Requirement
Copy the data precisely, character for character, and leave out every picture.

Supplied material
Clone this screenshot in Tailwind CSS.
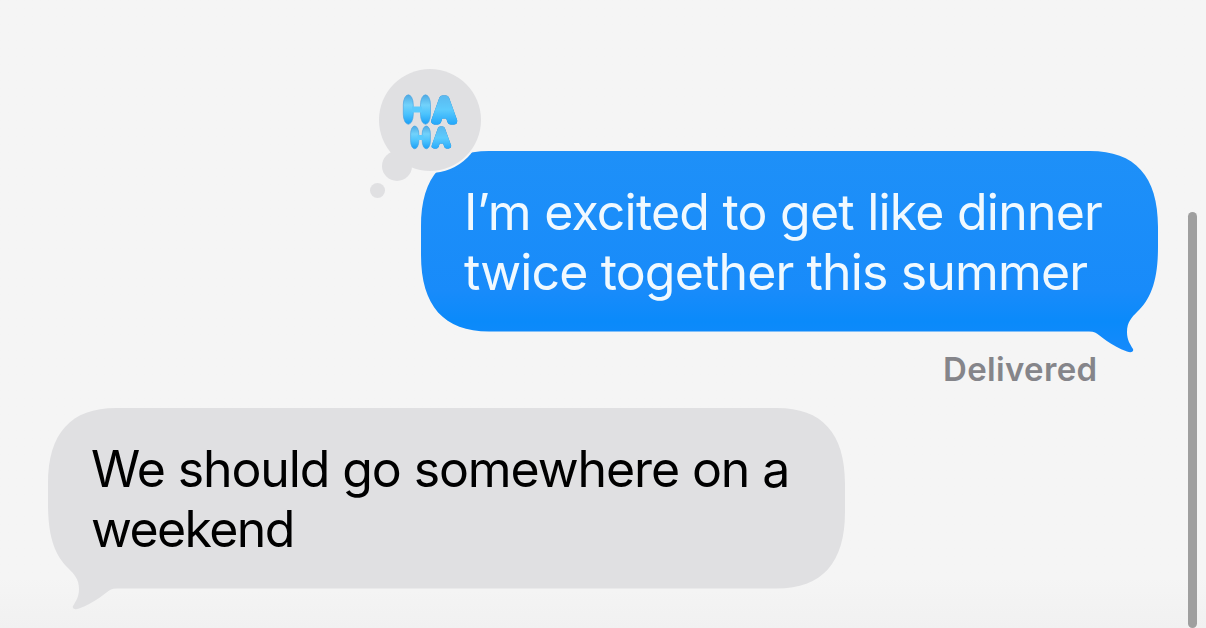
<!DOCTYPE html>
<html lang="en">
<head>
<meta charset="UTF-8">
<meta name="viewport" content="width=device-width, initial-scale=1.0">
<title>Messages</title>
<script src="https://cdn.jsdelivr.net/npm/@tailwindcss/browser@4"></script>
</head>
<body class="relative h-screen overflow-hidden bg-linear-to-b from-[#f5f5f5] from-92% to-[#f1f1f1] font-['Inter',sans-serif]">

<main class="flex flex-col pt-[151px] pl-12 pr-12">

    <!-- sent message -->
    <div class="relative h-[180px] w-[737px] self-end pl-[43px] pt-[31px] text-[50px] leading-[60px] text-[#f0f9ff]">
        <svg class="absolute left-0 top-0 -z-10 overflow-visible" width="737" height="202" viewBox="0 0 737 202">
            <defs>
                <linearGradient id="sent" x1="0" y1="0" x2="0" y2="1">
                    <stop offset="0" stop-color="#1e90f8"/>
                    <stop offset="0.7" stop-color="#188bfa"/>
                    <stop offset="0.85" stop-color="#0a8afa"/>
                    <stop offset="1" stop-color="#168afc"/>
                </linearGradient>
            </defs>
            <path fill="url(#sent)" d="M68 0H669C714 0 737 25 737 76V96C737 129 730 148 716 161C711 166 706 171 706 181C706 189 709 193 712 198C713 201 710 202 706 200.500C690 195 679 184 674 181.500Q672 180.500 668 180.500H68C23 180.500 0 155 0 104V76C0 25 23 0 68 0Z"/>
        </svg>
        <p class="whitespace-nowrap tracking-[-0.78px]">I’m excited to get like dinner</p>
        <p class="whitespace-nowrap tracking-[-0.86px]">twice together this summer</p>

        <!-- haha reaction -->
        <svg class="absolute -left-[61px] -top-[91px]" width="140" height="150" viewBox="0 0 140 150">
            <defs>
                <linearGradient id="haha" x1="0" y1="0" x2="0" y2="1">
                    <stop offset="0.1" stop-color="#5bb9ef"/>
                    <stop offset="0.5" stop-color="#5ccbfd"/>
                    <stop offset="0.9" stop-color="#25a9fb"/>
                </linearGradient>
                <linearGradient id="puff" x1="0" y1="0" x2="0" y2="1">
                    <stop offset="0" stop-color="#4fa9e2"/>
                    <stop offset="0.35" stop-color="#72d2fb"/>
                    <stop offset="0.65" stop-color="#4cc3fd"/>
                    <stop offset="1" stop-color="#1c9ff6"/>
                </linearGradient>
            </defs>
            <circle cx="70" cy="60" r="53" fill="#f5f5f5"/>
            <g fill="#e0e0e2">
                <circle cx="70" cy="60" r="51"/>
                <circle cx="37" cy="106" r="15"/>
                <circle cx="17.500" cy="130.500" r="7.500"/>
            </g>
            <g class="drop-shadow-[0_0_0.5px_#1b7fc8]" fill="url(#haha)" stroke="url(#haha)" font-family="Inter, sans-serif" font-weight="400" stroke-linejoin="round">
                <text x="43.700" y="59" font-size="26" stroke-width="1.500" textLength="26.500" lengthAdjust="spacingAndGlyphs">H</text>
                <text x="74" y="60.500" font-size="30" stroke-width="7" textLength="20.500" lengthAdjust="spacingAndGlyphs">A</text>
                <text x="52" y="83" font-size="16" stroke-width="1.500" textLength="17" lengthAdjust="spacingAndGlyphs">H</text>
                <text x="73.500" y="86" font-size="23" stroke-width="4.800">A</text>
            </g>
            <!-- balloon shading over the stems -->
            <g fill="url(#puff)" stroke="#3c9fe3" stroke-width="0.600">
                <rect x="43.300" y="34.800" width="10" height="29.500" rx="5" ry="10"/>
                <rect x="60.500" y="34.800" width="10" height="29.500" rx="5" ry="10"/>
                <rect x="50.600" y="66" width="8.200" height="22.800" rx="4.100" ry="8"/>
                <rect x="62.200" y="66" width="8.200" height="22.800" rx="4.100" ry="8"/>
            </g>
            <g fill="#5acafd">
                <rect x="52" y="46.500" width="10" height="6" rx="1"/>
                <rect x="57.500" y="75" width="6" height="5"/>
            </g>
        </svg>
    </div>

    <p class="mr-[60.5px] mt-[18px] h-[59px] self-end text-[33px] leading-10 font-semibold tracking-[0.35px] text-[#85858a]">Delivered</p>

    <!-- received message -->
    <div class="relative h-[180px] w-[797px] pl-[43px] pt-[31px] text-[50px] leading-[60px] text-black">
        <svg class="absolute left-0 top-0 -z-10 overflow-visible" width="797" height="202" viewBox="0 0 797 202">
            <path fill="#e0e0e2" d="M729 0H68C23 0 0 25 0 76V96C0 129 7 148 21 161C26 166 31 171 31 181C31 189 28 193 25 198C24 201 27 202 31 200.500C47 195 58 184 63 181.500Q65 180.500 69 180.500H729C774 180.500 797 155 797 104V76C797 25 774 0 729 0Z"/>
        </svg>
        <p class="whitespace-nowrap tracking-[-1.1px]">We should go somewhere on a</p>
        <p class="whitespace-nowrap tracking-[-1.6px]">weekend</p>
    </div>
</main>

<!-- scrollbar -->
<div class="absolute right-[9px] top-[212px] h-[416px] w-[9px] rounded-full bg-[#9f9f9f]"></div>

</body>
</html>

Response below
Clone this screenshot in Tailwind CSS.
<!DOCTYPE html>
<html lang="en">
<head>
<meta charset="UTF-8">
<meta name="viewport" content="width=device-width, initial-scale=1.0">
<title>Messages</title>
<script src="https://cdn.jsdelivr.net/npm/@tailwindcss/browser@4"></script>
</head>
<body class="relative h-screen overflow-hidden bg-linear-to-b from-[#f5f5f5] from-92% to-[#f1f1f1] font-['Inter',sans-serif]">

<main class="flex flex-col pt-[151px] pl-12 pr-12">

    <!-- sent message -->
    <div class="relative h-[180px] w-[737px] self-end pl-[43px] pt-[31px] text-[50px] leading-[60px] text-[#f0f9ff]">
        <svg class="absolute left-0 top-0 -z-10 overflow-visible" width="737" height="202" viewBox="0 0 737 202">
            <defs>
                <linearGradient id="sent" x1="0" y1="0" x2="0" y2="1">
                    <stop offset="0" stop-color="#1e90f8"/>
                    <stop offset="0.7" stop-color="#188bfa"/>
                    <stop offset="0.85" stop-color="#0a8afa"/>
                    <stop offset="1" stop-color="#168afc"/>
                </linearGradient>
            </defs>
            <path fill="url(#sent)" d="M68 0H669C714 0 737 25 737 76V96C737 129 730 148 716 161C711 166 706 171 706 181C706 189 709 193 712 198C713 201 710 202 706 200.500C690 195 679 184 674 181.500Q672 180.500 668 180.500H68C23 180.500 0 155 0 104V76C0 25 23 0 68 0Z"/>
        </svg>
        <p class="whitespace-nowrap tracking-[-0.78px]">I’m excited to get like dinner</p>
        <p class="whitespace-nowrap tracking-[-0.86px]">twice together this summer</p>

        <!-- haha reaction -->
        <svg class="absolute -left-[61px] -top-[91px]" width="140" height="150" viewBox="0 0 140 150">
            <defs>
                <linearGradient id="haha" x1="0" y1="0" x2="0" y2="1">
                    <stop offset="0.1" stop-color="#5bb9ef"/>
                    <stop offset="0.5" stop-color="#5ccbfd"/>
                    <stop offset="0.9" stop-color="#25a9fb"/>
                </linearGradient>
                <linearGradient id="puff" x1="0" y1="0" x2="0" y2="1">
                    <stop offset="0" stop-color="#4fa9e2"/>
                    <stop offset="0.35" stop-color="#72d2fb"/>
                    <stop offset="0.65" stop-color="#4cc3fd"/>
                    <stop offset="1" stop-color="#1c9ff6"/>
                </linearGradient>
            </defs>
            <circle cx="70" cy="60" r="53" fill="#f5f5f5"/>
            <g fill="#e0e0e2">
                <circle cx="70" cy="60" r="51"/>
                <circle cx="37" cy="106" r="15"/>
                <circle cx="17.500" cy="130.500" r="7.500"/>
            </g>
            <g class="drop-shadow-[0_0_0.5px_#1b7fc8]" fill="url(#haha)" stroke="url(#haha)" font-family="Inter, sans-serif" font-weight="400" stroke-linejoin="round">
                <text x="43.700" y="59" font-size="26" stroke-width="1.500" textLength="26.500" lengthAdjust="spacingAndGlyphs">H</text>
                <text x="74" y="60.500" font-size="30" stroke-width="7" textLength="20.500" lengthAdjust="spacingAndGlyphs">A</text>
                <text x="52" y="83" font-size="16" stroke-width="1.500" textLength="17" lengthAdjust="spacingAndGlyphs">H</text>
                <text x="73.500" y="86" font-size="23" stroke-width="4.800">A</text>
            </g>
            <!-- balloon shading over the stems -->
            <g fill="url(#puff)" stroke="#3c9fe3" stroke-width="0.600">
                <rect x="43.300" y="34.800" width="10" height="29.500" rx="5" ry="10"/>
                <rect x="60.500" y="34.800" width="10" height="29.500" rx="5" ry="10"/>
                <rect x="50.600" y="66" width="8.200" height="22.800" rx="4.100" ry="8"/>
                <rect x="62.200" y="66" width="8.200" height="22.800" rx="4.100" ry="8"/>
            </g>
            <g fill="#5acafd">
                <rect x="52" y="46.500" width="10" height="6" rx="1"/>
                <rect x="57.500" y="75" width="6" height="5"/>
            </g>
        </svg>
    </div>

    <p class="mr-[60.5px] mt-[18px] h-[59px] self-end text-[33px] leading-10 font-semibold tracking-[0.35px] text-[#85858a]">Delivered</p>

    <!-- received message -->
    <div class="relative h-[180px] w-[797px] pl-[43px] pt-[31px] text-[50px] leading-[60px] text-black">
        <svg class="absolute left-0 top-0 -z-10 overflow-visible" width="797" height="202" viewBox="0 0 797 202">
            <path fill="#e0e0e2" d="M729 0H68C23 0 0 25 0 76V96C0 129 7 148 21 161C26 166 31 171 31 181C31 189 28 193 25 198C24 201 27 202 31 200.500C47 195 58 184 63 181.500Q65 180.500 69 180.500H729C774 180.500 797 155 797 104V76C797 25 774 0 729 0Z"/>
        </svg>
        <p class="whitespace-nowrap tracking-[-1.1px]">We should go somewhere on a</p>
        <p class="whitespace-nowrap tracking-[-1.6px]">weekend</p>
    </div>
</main>

<!-- scrollbar -->
<div class="absolute right-[9px] top-[212px] h-[416px] w-[9px] rounded-full bg-[#9f9f9f]"></div>

</body>
</html>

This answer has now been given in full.